Available data
______________________________

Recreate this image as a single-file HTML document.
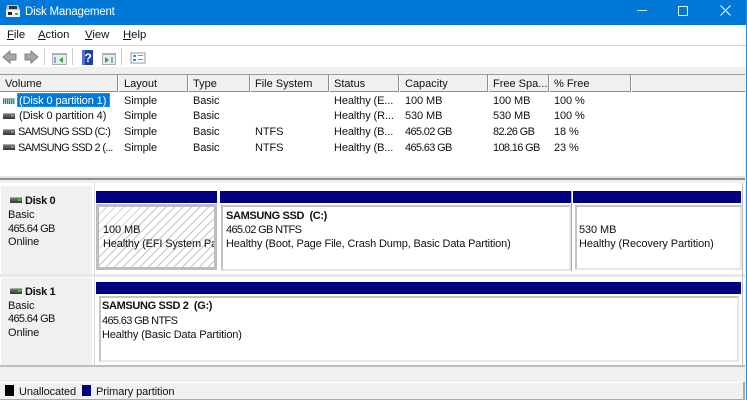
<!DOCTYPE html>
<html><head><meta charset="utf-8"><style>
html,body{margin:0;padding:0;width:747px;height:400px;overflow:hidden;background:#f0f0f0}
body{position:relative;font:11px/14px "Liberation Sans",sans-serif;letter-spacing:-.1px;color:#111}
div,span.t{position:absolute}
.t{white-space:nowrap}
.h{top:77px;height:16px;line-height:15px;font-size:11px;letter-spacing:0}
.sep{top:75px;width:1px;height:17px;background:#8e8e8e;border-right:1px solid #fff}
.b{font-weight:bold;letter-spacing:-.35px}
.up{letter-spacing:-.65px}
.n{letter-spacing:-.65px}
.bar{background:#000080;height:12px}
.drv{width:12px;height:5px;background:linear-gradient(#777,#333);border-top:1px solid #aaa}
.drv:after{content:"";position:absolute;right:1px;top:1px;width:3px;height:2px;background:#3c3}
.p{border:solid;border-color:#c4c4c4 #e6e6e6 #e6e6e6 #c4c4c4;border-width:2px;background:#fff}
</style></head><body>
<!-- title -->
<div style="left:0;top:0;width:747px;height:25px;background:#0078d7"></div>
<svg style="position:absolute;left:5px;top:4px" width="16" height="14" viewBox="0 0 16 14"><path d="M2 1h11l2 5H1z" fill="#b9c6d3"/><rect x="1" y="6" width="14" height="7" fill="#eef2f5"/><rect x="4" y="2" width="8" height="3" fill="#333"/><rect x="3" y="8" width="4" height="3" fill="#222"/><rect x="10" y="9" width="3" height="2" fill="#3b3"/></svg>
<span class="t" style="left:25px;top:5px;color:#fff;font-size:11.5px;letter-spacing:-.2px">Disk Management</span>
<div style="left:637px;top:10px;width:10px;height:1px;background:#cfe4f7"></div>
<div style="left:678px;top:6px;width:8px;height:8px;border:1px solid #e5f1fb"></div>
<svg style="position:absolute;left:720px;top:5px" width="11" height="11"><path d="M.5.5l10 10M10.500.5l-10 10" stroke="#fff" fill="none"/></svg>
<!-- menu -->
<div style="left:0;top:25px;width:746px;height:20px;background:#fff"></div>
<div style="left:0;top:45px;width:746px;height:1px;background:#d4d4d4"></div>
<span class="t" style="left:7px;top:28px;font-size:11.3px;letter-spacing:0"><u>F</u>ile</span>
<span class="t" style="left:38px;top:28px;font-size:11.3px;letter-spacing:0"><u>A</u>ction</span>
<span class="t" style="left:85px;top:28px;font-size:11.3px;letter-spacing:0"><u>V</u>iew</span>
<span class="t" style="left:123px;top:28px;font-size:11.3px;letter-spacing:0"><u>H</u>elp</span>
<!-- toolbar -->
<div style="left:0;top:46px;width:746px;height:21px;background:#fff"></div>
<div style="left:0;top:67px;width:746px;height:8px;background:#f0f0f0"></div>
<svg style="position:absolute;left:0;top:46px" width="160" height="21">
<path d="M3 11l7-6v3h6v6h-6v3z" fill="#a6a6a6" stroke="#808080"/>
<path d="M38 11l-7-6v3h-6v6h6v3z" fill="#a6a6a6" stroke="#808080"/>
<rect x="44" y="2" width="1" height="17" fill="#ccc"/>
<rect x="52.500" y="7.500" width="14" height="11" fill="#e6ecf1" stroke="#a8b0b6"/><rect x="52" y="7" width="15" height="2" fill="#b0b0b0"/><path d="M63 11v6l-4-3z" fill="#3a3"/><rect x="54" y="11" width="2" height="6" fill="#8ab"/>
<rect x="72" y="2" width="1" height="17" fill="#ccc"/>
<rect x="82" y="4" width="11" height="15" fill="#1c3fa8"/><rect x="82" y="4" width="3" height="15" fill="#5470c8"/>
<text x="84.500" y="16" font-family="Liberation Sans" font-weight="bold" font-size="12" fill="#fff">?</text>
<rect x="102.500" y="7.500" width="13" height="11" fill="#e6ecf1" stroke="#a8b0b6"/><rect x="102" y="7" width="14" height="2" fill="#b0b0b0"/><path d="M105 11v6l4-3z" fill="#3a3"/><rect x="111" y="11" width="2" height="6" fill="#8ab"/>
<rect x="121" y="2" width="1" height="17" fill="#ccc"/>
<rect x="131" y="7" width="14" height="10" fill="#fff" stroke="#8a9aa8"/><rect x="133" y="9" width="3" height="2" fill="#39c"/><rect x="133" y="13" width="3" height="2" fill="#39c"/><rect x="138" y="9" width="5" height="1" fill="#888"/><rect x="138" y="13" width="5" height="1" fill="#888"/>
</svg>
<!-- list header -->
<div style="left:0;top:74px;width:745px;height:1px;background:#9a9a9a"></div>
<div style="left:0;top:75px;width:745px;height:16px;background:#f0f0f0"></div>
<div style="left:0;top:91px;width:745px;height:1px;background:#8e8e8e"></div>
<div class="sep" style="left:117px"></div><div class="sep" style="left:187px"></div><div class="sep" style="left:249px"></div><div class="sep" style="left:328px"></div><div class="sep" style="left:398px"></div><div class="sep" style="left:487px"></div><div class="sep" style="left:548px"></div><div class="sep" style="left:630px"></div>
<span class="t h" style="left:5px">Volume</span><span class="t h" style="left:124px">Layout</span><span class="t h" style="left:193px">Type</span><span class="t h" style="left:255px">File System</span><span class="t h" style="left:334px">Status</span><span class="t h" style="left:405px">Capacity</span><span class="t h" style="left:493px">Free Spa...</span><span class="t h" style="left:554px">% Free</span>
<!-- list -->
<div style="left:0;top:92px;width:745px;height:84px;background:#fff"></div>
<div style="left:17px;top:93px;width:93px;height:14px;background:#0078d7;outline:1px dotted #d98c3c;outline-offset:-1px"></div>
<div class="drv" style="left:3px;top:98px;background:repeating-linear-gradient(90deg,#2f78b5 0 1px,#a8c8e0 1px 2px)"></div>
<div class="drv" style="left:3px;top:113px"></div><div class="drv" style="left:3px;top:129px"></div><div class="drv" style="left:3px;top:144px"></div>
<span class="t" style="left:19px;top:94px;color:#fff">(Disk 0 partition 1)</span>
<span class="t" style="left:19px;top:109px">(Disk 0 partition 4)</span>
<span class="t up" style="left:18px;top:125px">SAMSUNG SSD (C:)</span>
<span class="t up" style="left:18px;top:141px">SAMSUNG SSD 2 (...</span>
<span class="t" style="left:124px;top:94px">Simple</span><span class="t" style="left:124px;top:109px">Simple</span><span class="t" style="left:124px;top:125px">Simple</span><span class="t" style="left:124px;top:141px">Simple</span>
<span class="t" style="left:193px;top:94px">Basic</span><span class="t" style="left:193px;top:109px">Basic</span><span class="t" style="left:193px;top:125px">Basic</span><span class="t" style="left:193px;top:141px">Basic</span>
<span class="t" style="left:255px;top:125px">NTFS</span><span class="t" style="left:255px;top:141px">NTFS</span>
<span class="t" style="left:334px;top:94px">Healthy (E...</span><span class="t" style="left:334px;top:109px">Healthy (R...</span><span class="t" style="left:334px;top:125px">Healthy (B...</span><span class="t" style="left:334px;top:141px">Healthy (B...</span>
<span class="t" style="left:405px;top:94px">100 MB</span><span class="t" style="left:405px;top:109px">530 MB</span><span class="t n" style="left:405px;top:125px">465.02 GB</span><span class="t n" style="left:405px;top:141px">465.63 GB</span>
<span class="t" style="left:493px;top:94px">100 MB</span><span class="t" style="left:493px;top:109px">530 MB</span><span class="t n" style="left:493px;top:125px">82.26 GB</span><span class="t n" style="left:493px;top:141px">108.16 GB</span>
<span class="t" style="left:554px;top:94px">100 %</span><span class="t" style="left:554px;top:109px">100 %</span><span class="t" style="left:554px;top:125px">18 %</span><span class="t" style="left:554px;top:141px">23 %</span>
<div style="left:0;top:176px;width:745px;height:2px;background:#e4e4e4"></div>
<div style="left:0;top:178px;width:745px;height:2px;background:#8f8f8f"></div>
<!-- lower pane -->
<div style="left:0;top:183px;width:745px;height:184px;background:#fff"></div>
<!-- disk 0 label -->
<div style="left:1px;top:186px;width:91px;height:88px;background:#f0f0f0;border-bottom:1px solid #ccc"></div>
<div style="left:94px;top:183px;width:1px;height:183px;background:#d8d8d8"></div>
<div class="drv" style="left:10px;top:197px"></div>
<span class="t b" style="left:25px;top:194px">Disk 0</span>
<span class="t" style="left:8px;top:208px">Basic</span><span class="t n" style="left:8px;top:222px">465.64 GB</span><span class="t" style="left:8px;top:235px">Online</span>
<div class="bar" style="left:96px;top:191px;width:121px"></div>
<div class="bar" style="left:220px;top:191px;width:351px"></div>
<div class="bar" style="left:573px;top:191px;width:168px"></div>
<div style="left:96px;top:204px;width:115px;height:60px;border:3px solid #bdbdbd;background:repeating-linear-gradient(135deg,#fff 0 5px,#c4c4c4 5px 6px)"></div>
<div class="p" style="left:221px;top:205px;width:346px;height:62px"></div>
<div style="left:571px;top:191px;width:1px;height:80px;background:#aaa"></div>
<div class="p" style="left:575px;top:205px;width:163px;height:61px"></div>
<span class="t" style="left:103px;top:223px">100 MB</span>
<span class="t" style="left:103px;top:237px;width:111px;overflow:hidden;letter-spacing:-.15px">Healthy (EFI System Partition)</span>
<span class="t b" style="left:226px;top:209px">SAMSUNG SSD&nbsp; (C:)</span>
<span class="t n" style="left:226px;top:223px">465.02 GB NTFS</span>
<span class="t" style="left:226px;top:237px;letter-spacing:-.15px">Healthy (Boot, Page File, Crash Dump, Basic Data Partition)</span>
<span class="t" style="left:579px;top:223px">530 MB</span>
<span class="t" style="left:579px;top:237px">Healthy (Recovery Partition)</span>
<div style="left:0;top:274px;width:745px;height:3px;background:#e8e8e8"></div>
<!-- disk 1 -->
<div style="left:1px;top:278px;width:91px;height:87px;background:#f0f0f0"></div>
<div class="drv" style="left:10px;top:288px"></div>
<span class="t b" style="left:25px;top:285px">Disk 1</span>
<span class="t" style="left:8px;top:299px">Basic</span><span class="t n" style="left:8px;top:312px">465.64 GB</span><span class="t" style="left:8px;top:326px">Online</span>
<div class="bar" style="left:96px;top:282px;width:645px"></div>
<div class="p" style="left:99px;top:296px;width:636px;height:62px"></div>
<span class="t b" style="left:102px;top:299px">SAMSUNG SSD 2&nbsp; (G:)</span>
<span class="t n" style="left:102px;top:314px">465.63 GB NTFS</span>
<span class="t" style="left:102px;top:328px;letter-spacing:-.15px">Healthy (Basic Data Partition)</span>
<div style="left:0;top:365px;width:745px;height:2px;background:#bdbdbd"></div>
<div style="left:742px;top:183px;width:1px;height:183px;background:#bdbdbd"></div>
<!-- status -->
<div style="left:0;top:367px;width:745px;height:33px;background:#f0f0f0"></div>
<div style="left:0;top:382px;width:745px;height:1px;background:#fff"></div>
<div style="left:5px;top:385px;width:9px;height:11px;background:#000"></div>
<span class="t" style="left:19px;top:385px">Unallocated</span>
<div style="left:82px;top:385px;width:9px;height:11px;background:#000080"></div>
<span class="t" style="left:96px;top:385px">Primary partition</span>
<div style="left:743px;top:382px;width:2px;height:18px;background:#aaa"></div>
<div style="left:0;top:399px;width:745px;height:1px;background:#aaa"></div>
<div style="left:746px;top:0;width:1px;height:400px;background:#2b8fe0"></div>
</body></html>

______________________________

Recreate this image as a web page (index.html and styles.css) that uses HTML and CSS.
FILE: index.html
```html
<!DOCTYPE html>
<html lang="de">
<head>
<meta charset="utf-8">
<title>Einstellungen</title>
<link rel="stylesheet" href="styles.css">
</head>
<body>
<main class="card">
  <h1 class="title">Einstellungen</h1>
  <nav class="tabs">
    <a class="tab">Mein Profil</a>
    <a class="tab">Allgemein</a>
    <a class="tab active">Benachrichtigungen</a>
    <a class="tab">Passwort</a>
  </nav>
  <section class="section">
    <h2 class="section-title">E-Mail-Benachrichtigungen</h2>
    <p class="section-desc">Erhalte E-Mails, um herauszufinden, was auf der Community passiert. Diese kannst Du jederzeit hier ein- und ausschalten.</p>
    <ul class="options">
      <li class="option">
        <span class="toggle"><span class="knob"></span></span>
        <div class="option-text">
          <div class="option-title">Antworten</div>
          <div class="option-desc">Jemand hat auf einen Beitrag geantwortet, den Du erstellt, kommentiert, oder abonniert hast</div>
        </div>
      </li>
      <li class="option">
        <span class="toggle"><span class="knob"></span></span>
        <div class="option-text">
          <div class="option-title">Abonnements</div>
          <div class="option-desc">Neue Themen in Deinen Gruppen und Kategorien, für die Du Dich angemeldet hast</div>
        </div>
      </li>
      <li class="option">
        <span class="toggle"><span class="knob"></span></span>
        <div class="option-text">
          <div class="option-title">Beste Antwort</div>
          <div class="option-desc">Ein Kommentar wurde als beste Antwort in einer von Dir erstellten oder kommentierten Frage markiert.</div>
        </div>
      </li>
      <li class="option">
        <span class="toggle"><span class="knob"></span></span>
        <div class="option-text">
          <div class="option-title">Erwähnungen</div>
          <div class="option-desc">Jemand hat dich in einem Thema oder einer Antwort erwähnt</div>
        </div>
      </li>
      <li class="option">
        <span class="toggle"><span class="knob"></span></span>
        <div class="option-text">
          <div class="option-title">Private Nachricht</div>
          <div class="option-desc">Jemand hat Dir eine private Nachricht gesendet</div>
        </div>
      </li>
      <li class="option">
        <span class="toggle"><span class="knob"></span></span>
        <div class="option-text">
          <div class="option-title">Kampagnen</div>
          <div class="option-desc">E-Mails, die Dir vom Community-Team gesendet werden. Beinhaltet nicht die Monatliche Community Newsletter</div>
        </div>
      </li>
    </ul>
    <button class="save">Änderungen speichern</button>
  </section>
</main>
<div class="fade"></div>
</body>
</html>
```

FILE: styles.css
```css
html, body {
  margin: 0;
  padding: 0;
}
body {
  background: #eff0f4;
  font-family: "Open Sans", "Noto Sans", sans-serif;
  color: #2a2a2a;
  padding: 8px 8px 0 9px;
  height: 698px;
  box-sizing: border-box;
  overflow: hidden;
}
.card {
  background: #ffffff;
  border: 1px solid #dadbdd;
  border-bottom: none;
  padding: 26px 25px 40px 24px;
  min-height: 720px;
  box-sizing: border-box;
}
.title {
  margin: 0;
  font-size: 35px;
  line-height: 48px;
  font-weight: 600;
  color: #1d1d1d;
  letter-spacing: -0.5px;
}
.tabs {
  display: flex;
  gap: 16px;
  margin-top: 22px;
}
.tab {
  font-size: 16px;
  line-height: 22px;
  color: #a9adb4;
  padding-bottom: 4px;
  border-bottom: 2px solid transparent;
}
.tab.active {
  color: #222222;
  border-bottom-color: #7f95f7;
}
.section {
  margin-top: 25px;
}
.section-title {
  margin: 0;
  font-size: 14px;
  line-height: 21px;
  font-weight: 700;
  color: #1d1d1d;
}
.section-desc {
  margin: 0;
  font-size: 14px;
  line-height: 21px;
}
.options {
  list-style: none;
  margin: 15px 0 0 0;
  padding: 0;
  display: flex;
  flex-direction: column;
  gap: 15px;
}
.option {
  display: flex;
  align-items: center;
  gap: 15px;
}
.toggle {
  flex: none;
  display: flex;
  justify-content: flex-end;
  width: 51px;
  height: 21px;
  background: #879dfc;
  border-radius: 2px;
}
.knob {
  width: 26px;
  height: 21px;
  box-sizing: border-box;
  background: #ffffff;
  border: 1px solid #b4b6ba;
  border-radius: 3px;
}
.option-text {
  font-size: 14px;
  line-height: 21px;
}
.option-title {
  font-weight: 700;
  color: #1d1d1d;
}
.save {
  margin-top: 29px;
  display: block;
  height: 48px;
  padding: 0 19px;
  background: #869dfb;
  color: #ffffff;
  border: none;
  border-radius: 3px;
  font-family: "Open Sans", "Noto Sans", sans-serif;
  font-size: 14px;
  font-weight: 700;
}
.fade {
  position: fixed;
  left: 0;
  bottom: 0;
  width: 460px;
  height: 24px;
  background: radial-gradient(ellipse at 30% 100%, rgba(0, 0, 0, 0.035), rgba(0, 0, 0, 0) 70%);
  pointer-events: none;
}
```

______________________________

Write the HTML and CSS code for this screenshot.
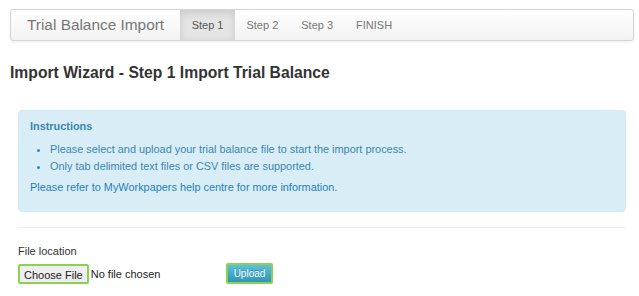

______________________________

The problem
Search the records for the word "index" and copy every line where it occurs.

Finished answer
Recreate this image as a web page (index.html and styles.css) that uses HTML and CSS.
FILE: index.html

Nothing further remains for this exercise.